Playwright: music by Richard Rodgers, book and lyrics by Oscar Hammerstein II
At: Drury Lane Theatre, 100 Drury Lane in Oak Brook Terrace
Phone: 630-530-0111; $22-$41.50
Runs through: March 4
BY MARY SHEN BARNIDGE
In a way, The King And I was rather progressive for its time: Previous to its premiere in 1951, Asians were rare onstage, their roles largely confined to villains, clowns and decor. Oscar Hammerstein's third-generation adaptation of Anna Leonowens' 1862 memoirs proposed a leading man of color—specifically, Asian Pacific—who forges an interracial relationship with an Englishwoman ( platonic, of course ) and dies at the play's conclusion.
Nowadays, however, The King And I is a social embarrassment in far bigger ways: Conceived as a star vehicle for Gertrude Lawrence, the dynamic between the forthright schoolmistress and the proud monarch seeking to give his children a European education is structured on the domestic-farce paradigm of the clever wife vs. the gullible husband ( very popular in post-WWII America ) . Richard Rodgers' eminently hummable score makes no attempt to mimic indigenous instrumentation beyond a few taps on a woodblock or finger-cymbals. And then there's the diminished acceptability of tarting up Anglo actors in horsehair wigs and Max Factor 'oriental.' Where, oh, where is a theatre company supposed to find singing and dancing Asians?
Drury Lane Director William Osetek has found one superlative representative of that demographic in Joseph Anthony Foronda, a veteran with the expected contemporary credits—Miss Saigon, Pacific Overtures, et al.—and a few unexpected, too. ( He played a French gallery owner in the Chicago Shakespeare production of Sunday in The Park With George—Hey! Genghis Khan's troops left no descendants? ) In the role of Siam's King Mongkut, he makes the story his own, with Anna—played by Mary Ernster with reliable pretty-as-a-plate-of-toffee charm—a formidable foil, but a foil, nevertheless. Jerome Robbins' original choreography is reproduced in full, but Rachel Rockwell appears to have researched the conventions of Pacific Islander theatre, reducing the potential drollery of its 19th-century subjects' observations on the contradictions of Victorian decorum. ( All countries' governmental foreign policies are conveniently overlooked. )

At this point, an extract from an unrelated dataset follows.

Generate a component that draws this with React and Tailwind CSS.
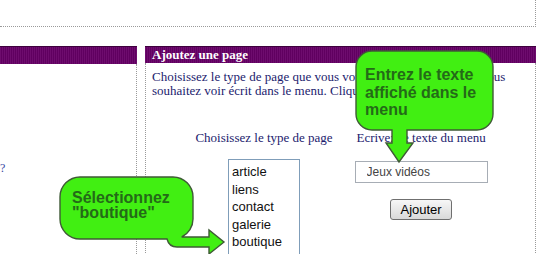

Despite valiant efforts to counteract the text's frivolous elements, however, The King and I is unlikely to be anything but a museum piece to future generations. In the meantime, Drury Lane Oakbrook has assembled as stellar a rainbow-coalition cast as could be wished for here and now. And in an age of put-it-all-out-there sexual expression, the Shall We Dance? number continues to be the most romantic scene in the history of the American musical theatre. See it while you can.